= What is needed =
Render the material again word for word, skipping the pictures in it.

= Information shown =
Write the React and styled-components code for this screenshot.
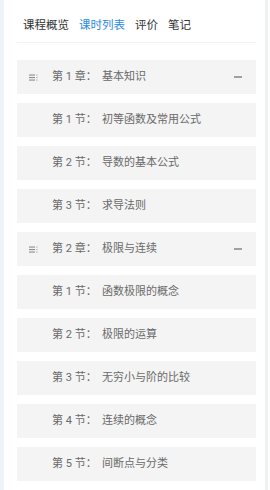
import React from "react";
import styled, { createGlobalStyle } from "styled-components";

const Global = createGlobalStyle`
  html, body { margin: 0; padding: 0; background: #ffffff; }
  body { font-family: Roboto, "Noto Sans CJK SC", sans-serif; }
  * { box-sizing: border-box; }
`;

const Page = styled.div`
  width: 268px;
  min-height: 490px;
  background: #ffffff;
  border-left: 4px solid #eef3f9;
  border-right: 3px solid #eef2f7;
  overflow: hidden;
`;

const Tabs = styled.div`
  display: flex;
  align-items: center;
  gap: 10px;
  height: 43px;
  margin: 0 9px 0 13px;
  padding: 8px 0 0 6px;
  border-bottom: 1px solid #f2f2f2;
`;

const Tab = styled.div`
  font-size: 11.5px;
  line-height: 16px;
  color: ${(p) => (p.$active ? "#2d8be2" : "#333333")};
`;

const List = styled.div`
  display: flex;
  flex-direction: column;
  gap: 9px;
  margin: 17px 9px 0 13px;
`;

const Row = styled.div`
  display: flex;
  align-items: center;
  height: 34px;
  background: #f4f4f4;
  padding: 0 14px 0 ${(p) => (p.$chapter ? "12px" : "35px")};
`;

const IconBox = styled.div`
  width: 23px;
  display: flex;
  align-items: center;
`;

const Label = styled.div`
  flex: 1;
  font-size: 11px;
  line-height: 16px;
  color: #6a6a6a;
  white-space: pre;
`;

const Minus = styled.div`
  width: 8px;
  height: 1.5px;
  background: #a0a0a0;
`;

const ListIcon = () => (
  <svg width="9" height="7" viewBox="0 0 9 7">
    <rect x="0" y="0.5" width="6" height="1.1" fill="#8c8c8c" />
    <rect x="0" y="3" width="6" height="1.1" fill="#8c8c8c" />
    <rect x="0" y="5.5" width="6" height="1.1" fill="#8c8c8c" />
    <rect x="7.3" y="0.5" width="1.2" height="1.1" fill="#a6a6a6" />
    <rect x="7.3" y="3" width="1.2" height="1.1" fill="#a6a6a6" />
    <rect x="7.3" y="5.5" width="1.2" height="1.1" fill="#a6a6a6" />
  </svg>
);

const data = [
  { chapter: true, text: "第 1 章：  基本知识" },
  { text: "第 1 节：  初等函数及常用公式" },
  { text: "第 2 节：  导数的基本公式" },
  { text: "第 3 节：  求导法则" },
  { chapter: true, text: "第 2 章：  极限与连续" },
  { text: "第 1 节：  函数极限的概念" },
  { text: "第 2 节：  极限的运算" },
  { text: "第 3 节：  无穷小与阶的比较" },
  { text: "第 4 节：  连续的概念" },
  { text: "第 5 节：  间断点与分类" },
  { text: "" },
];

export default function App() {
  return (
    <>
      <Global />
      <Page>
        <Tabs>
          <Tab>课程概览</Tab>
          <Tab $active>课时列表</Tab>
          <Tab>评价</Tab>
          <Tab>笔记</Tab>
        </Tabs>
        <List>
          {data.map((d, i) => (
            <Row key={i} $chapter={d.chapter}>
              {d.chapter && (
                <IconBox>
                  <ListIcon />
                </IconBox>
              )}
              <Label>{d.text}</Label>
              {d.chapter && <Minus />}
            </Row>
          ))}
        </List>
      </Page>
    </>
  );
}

= Full response =
Write the React and styled-components code for this screenshot.
import React from "react";
import styled, { createGlobalStyle } from "styled-components";

const Global = createGlobalStyle`
  html, body { margin: 0; padding: 0; background: #ffffff; }
  body { font-family: Roboto, "Noto Sans CJK SC", sans-serif; }
  * { box-sizing: border-box; }
`;

const Page = styled.div`
  width: 268px;
  min-height: 490px;
  background: #ffffff;
  border-left: 4px solid #eef3f9;
  border-right: 3px solid #eef2f7;
  overflow: hidden;
`;

const Tabs = styled.div`
  display: flex;
  align-items: center;
  gap: 10px;
  height: 43px;
  margin: 0 9px 0 13px;
  padding: 8px 0 0 6px;
  border-bottom: 1px solid #f2f2f2;
`;

const Tab = styled.div`
  font-size: 11.5px;
  line-height: 16px;
  color: ${(p) => (p.$active ? "#2d8be2" : "#333333")};
`;

const List = styled.div`
  display: flex;
  flex-direction: column;
  gap: 9px;
  margin: 17px 9px 0 13px;
`;

const Row = styled.div`
  display: flex;
  align-items: center;
  height: 34px;
  background: #f4f4f4;
  padding: 0 14px 0 ${(p) => (p.$chapter ? "12px" : "35px")};
`;

const IconBox = styled.div`
  width: 23px;
  display: flex;
  align-items: center;
`;

const Label = styled.div`
  flex: 1;
  font-size: 11px;
  line-height: 16px;
  color: #6a6a6a;
  white-space: pre;
`;

const Minus = styled.div`
  width: 8px;
  height: 1.5px;
  background: #a0a0a0;
`;

const ListIcon = () => (
  <svg width="9" height="7" viewBox="0 0 9 7">
    <rect x="0" y="0.5" width="6" height="1.1" fill="#8c8c8c" />
    <rect x="0" y="3" width="6" height="1.1" fill="#8c8c8c" />
    <rect x="0" y="5.5" width="6" height="1.1" fill="#8c8c8c" />
    <rect x="7.3" y="0.5" width="1.2" height="1.1" fill="#a6a6a6" />
    <rect x="7.3" y="3" width="1.2" height="1.1" fill="#a6a6a6" />
    <rect x="7.3" y="5.5" width="1.2" height="1.1" fill="#a6a6a6" />
  </svg>
);

const data = [
  { chapter: true, text: "第 1 章：  基本知识" },
  { text: "第 1 节：  初等函数及常用公式" },
  { text: "第 2 节：  导数的基本公式" },
  { text: "第 3 节：  求导法则" },
  { chapter: true, text: "第 2 章：  极限与连续" },
  { text: "第 1 节：  函数极限的概念" },
  { text: "第 2 节：  极限的运算" },
  { text: "第 3 节：  无穷小与阶的比较" },
  { text: "第 4 节：  连续的概念" },
  { text: "第 5 节：  间断点与分类" },
  { text: "" },
];

export default function App() {
  return (
    <>
      <Global />
      <Page>
        <Tabs>
          <Tab>课程概览</Tab>
          <Tab $active>课时列表</Tab>
          <Tab>评价</Tab>
          <Tab>笔记</Tab>
        </Tabs>
        <List>
          {data.map((d, i) => (
            <Row key={i} $chapter={d.chapter}>
              {d.chapter && (
                <IconBox>
                  <ListIcon />
                </IconBox>
              )}
              <Label>{d.text}</Label>
              {d.chapter && <Minus />}
            </Row>
          ))}
        </List>
      </Page>
    </>
  );
}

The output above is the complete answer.